#### WHAT TO WORK ON:
Copy out each line that includes the word "this".
<<<<
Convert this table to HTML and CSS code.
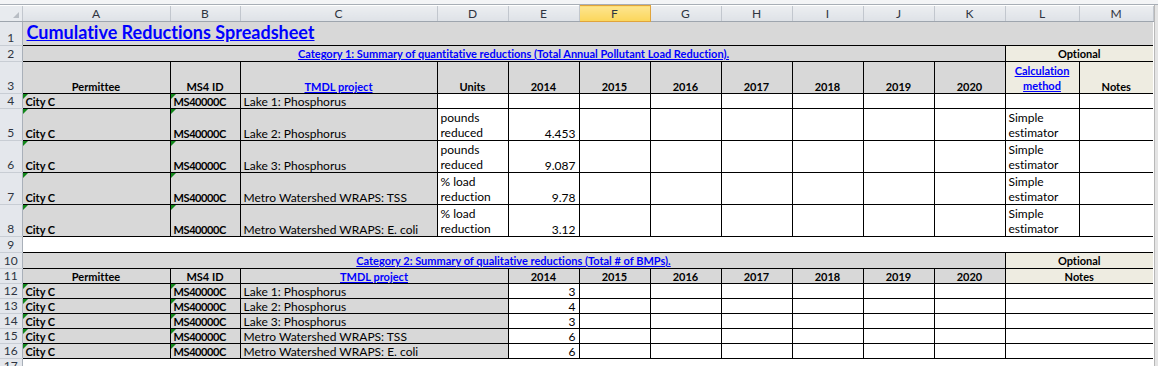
FILE: index.html
```html
<!DOCTYPE html>
<html lang="en">
  <head>
    <meta charset="UTF-8" />
    <title>Cumulative Reductions Spreadsheet</title>
    <link rel="stylesheet" href="styles.css">
  </head>
  <body>
    <div class="topbar"></div>
    <div class="workspace">
      <table class="sheet">
        <colgroup>
          <col class="w-rh"><col class="w-a"><col class="w-b"><col class="w-c">
          <col class="w-yr"><col class="w-yr"><col class="w-yr"><col class="w-yr">
          <col class="w-yr"><col class="w-yr"><col class="w-yr"><col class="w-yr">
          <col class="w-l"><col class="w-m">
        </colgroup>
        <tr class="colhead">
          <th class="corner"></th>
          <th>A</th><th>B</th><th>C</th><th>D</th><th>E</th>
          <th class="sel">F</th><th>G</th><th>H</th><th>I</th>
          <th>J</th><th>K</th><th>L</th><th>M</th>
        </tr>

        <!-- category 1 -->
        <tr class="h24">
          <th class="rh">1</th>
          <td colspan="13" class="g title"><a>Cumulative Reductions Spreadsheet</a></td>
        </tr>
        <tr class="h16">
          <th class="rh">2</th>
          <td colspan="11" class="g bx c mid bold"><a>Category 1: Summary of quantitative reductions (Total Annual Pollutant Load Reduction).</a></td>
          <td colspan="2" class="o bx c mid bold last">Optional</td>
        </tr>
        <tr class="h32">
          <th class="rh">3</th>
          <td class="g bx c bold">Permittee</td>
          <td class="g bx c bold">MS4 ID</td>
          <td class="g bx c bold"><a>TMDL project</a></td>
          <td class="g bx c bold">Units</td>
          <td class="g bx c bold">2014</td>
          <td class="g bx c bold">2015</td>
          <td class="g bx c bold">2016</td>
          <td class="g bx c bold">2017</td>
          <td class="g bx c bold">2018</td>
          <td class="g bx c bold">2019</td>
          <td class="g bx c bold">2020</td>
          <td class="o bx c bold wrap"><a>Calculation method</a></td>
          <td class="o bx c bold last">Notes</td>
        </tr>
        <tr class="h15">
          <th class="rh">4</th>
          <td class="g bx bold tri">City C</td>
          <td class="g bx bold tri id">MS40000C</td>
          <td class="g bx">Lake 1: Phosphorus</td>
          <td class="bx"></td><td class="bx"></td><td class="bx"></td><td class="bx"></td>
          <td class="bx"></td><td class="bx"></td><td class="bx"></td><td class="bx"></td>
          <td class="bx"></td><td class="bx last"></td>
        </tr>
        <tr class="h32">
          <th class="rh">5</th>
          <td class="g bx bold tri">City C</td>
          <td class="g bx bold tri id">MS40000C</td>
          <td class="g bx">Lake 2: Phosphorus</td>
          <td class="bx wrap">pounds reduced</td>
          <td class="bx r">4.453</td>
          <td class="bx"></td><td class="bx"></td><td class="bx"></td>
          <td class="bx"></td><td class="bx"></td><td class="bx"></td>
          <td class="bx wrap">Simple estimator</td><td class="bx last"></td>
        </tr>
        <tr class="h32">
          <th class="rh">6</th>
          <td class="g bx bold tri">City C</td>
          <td class="g bx bold tri id">MS40000C</td>
          <td class="g bx">Lake 3: Phosphorus</td>
          <td class="bx wrap">pounds reduced</td>
          <td class="bx r">9.087</td>
          <td class="bx"></td><td class="bx"></td><td class="bx"></td>
          <td class="bx"></td><td class="bx"></td><td class="bx"></td>
          <td class="bx wrap">Simple estimator</td><td class="bx last"></td>
        </tr>
        <tr class="h32">
          <th class="rh">7</th>
          <td class="g bx bold tri">City C</td>
          <td class="g bx bold tri id">MS40000C</td>
          <td class="g bx">Metro Watershed WRAPS: TSS</td>
          <td class="bx wrap">% load reduction</td>
          <td class="bx r">9.78</td>
          <td class="bx"></td><td class="bx"></td><td class="bx"></td>
          <td class="bx"></td><td class="bx"></td><td class="bx"></td>
          <td class="bx wrap">Simple estimator</td><td class="bx last"></td>
        </tr>
        <tr class="h32">
          <th class="rh">8</th>
          <td class="g bx bold tri">City C</td>
          <td class="g bx bold tri id">MS40000C</td>
          <td class="g bx">Metro Watershed WRAPS: E. coli</td>
          <td class="bx wrap">% load reduction</td>
          <td class="bx r">3.12</td>
          <td class="bx"></td><td class="bx"></td><td class="bx"></td>
          <td class="bx"></td><td class="bx"></td><td class="bx"></td>
          <td class="bx wrap">Simple estimator</td><td class="bx last"></td>
        </tr>
        <tr class="h16">
          <th class="rh">9</th>
          <td colspan="13"></td>
        </tr>

        <!-- category 2 -->
        <tr class="h16">
          <th class="rh">10</th>
          <td colspan="11" class="g bx c mid bold"><a>Category 2: Summary of qualitative reductions (Total # of BMPs).</a></td>
          <td colspan="2" class="o bx c mid bold last">Optional</td>
        </tr>
        <tr class="h15">
          <th class="rh">11</th>
          <td class="g bx c bold">Permittee</td>
          <td class="g bx c bold">MS4 ID</td>
          <td colspan="2" class="g bx c bold"><a>TMDL project</a></td>
          <td class="g bx c bold">2014</td>
          <td class="g bx c bold">2015</td>
          <td class="g bx c bold">2016</td>
          <td class="g bx c bold">2017</td>
          <td class="g bx c bold">2018</td>
          <td class="g bx c bold">2019</td>
          <td class="g bx c bold">2020</td>
          <td colspan="2" class="o bx c bold last">Notes</td>
        </tr>
        <tr class="h15">
          <th class="rh">12</th>
          <td class="g bx bold tri">City C</td>
          <td class="g bx bold tri id">MS40000C</td>
          <td colspan="2" class="g bx">Lake 1: Phosphorus</td>
          <td class="bx r">3</td>
          <td class="bx"></td><td class="bx"></td><td class="bx"></td>
          <td class="bx"></td><td class="bx"></td><td class="bx"></td>
          <td colspan="2" class="bx last"></td>
        </tr>
        <tr class="h15">
          <th class="rh">13</th>
          <td class="g bx bold tri">City C</td>
          <td class="g bx bold tri id">MS40000C</td>
          <td colspan="2" class="g bx">Lake 2: Phosphorus</td>
          <td class="bx r">4</td>
          <td class="bx"></td><td class="bx"></td><td class="bx"></td>
          <td class="bx"></td><td class="bx"></td><td class="bx"></td>
          <td colspan="2" class="bx last"></td>
        </tr>
        <tr class="h15">
          <th class="rh">14</th>
          <td class="g bx bold tri">City C</td>
          <td class="g bx bold tri id">MS40000C</td>
          <td colspan="2" class="g bx">Lake 3: Phosphorus</td>
          <td class="bx r">3</td>
          <td class="bx"></td><td class="bx"></td><td class="bx"></td>
          <td class="bx"></td><td class="bx"></td><td class="bx"></td>
          <td colspan="2" class="bx last"></td>
        </tr>
        <tr class="h15">
          <th class="rh">15</th>
          <td class="g bx bold tri">City C</td>
          <td class="g bx bold tri id">MS40000C</td>
          <td colspan="2" class="g bx">Metro Watershed WRAPS: TSS</td>
          <td class="bx r">6</td>
          <td class="bx"></td><td class="bx"></td><td class="bx"></td>
          <td class="bx"></td><td class="bx"></td><td class="bx"></td>
          <td colspan="2" class="bx last"></td>
        </tr>
        <tr class="h15">
          <th class="rh">16</th>
          <td class="g bx bold tri">City C</td>
          <td class="g bx bold tri id">MS40000C</td>
          <td colspan="2" class="g bx">Metro Watershed WRAPS: E. coli</td>
          <td class="bx r">6</td>
          <td class="bx"></td><td class="bx"></td><td class="bx"></td>
          <td class="bx"></td><td class="bx"></td><td class="bx"></td>
          <td colspan="2" class="bx last"></td>
        </tr>
        <tr class="h15">
          <th class="rh">17</th>
          <td colspan="13"></td>
        </tr>
      </table>
      <div class="side"></div>
    </div>
  </body>
</html>
```

FILE: styles.css
```css
body {
  margin: 0;
  background: #fff;
  font-family: Lato, "Liberation Sans", sans-serif;
  font-variant-ligatures: none;
  overflow: hidden;
}

.topbar {
  height: 4px;
  background: #f3f4f6;
  border-bottom: 1px solid #a8aeb6;
}

.workspace {
  display: flex;
}

.side {
  flex: 1;
  background: #e4e4e4;
  border-left: 1px solid #b8b8b8;
}

.sheet {
  width: 1153px;
  table-layout: fixed;
  border-collapse: collapse;
  font-size: 12px;
  color: #000;
}

.w-rh { width: 22px; }
.w-a { width: 148px; }
.w-b { width: 70px; }
.w-c { width: 197px; }
.w-yr { width: 71px; }
.w-l { width: 74px; }
.w-m { width: 74px; }

/* headers */
.colhead th {
  height: 15px;
  padding: 0;
  font-weight: normal;
  font-size: 12px;
  color: #2e3440;
  background: linear-gradient(#eceef1, #dee2e7);
  border-right: 1px solid #c2c7ce;
  border-bottom: 1px solid #9ea5ae;
  text-align: center;
  vertical-align: middle;
}

.colhead th.sel {
  background: linear-gradient(#fde58f, #fbd65a);
  border: 1px solid #e0a43c;
}

.colhead th.corner {
  position: relative;
  background: #e8ebef;
}

.corner::after {
  content: "";
  position: absolute;
  right: 3px;
  bottom: 3px;
  border-bottom: 6px solid #b8bdc4;
  border-left: 6px solid transparent;
}

.rh {
  padding: 0 0 1px 0;
  font-weight: normal;
  font-size: 12px;
  line-height: 13px;
  color: #2e3440;
  background: #e4e7ec;
  border-right: 1px solid #a9b0b9;
  border-bottom: 1px solid #c8cdd4;
  text-align: center;
  vertical-align: bottom;
}

/* rows */
.h15 { height: 15px; }
.h16 { height: 16px; }
.h24 { height: 24px; }
.h32 { height: 32px; }

td {
  padding: 0 3px;
  white-space: nowrap;
  overflow: hidden;
  vertical-align: bottom;
  line-height: 13px;
  position: relative;
}

td.g { background: #d8d8d8; }
td.o { background: #eeece1; }
td.bx { border: 1px solid #000; }
td.last { border-right: none; }
td.c { text-align: center; }
td.r { text-align: right; }
td.mid { vertical-align: middle; }

td.bold {
  font-weight: bold;
  font-size: 11px;
}

td.id { letter-spacing: -0.4px; }

td.wrap {
  white-space: normal;
  line-height: 15px;
}

td a {
  color: #0000ff;
  text-decoration: underline;
}

td.title {
  padding: 0 0 3px 4px;
  font-size: 18px;
  font-weight: bold;
  line-height: 20px;
}

td.tri::before {
  content: "";
  position: absolute;
  top: 0;
  left: 0;
  border-top: 5px solid #11861a;
  border-right: 5px solid transparent;
}
```
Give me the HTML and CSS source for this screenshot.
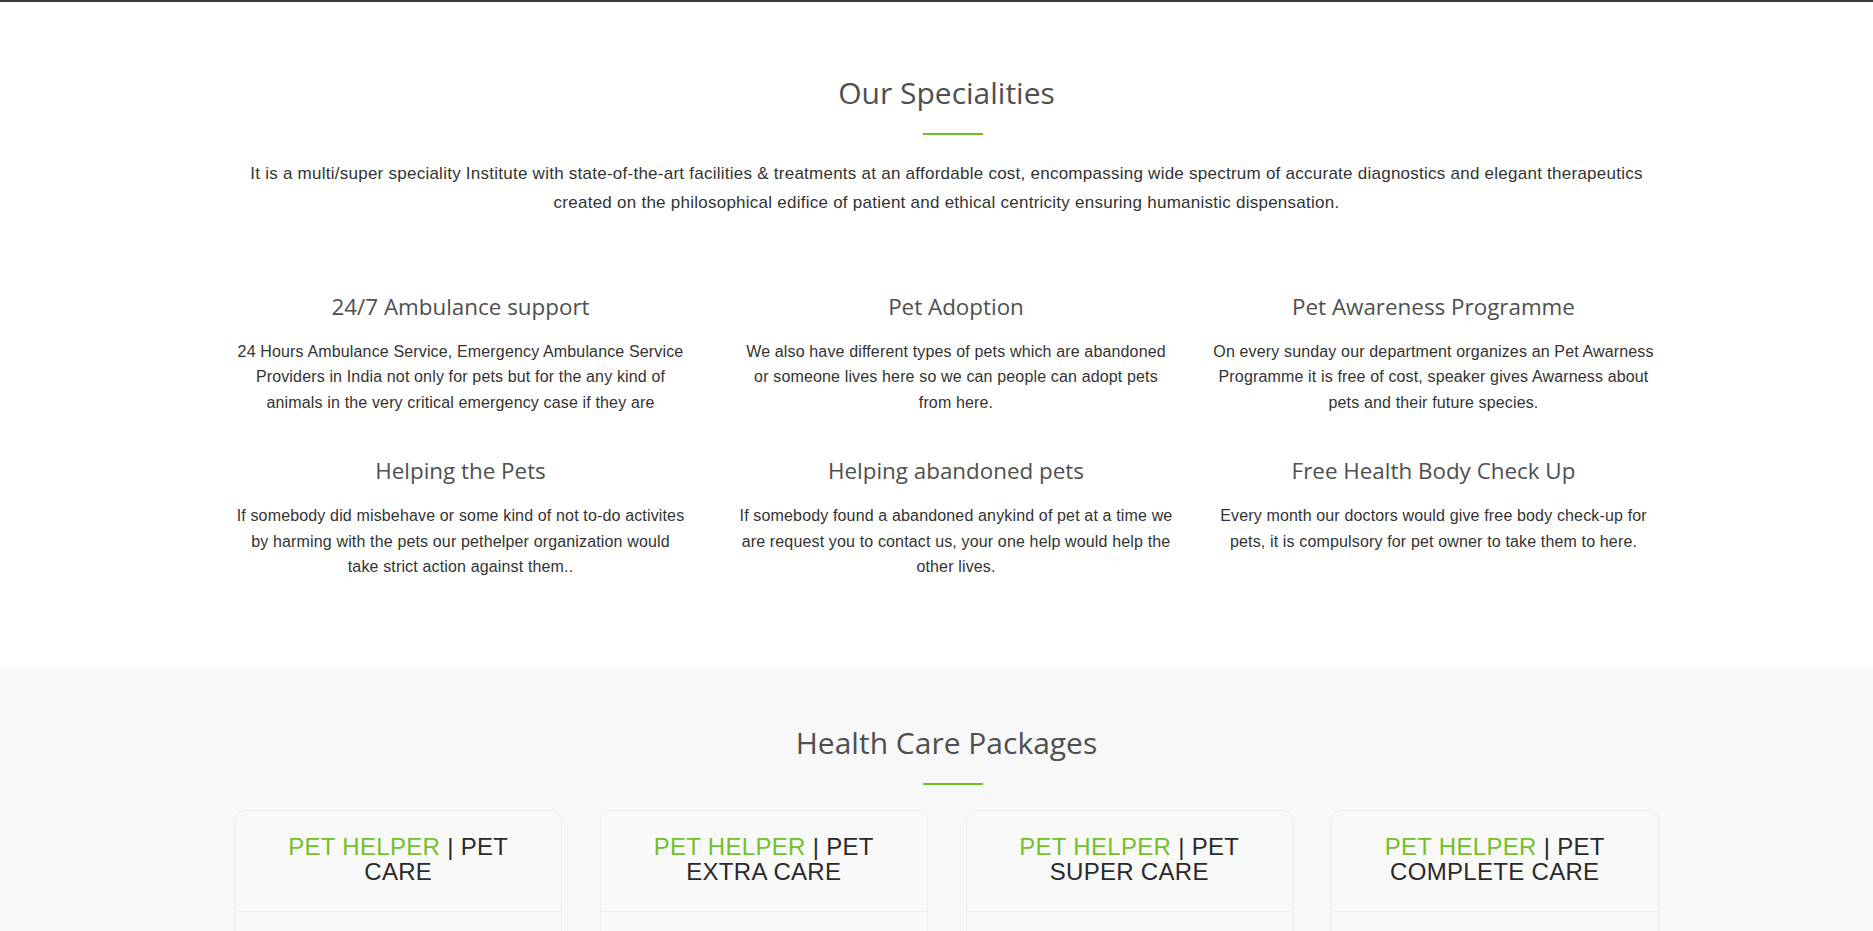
>>>>
#### OUTPUT OF THE TASK:
Convert this table to HTML and CSS code.
Give me the HTML and CSS source for this screenshot.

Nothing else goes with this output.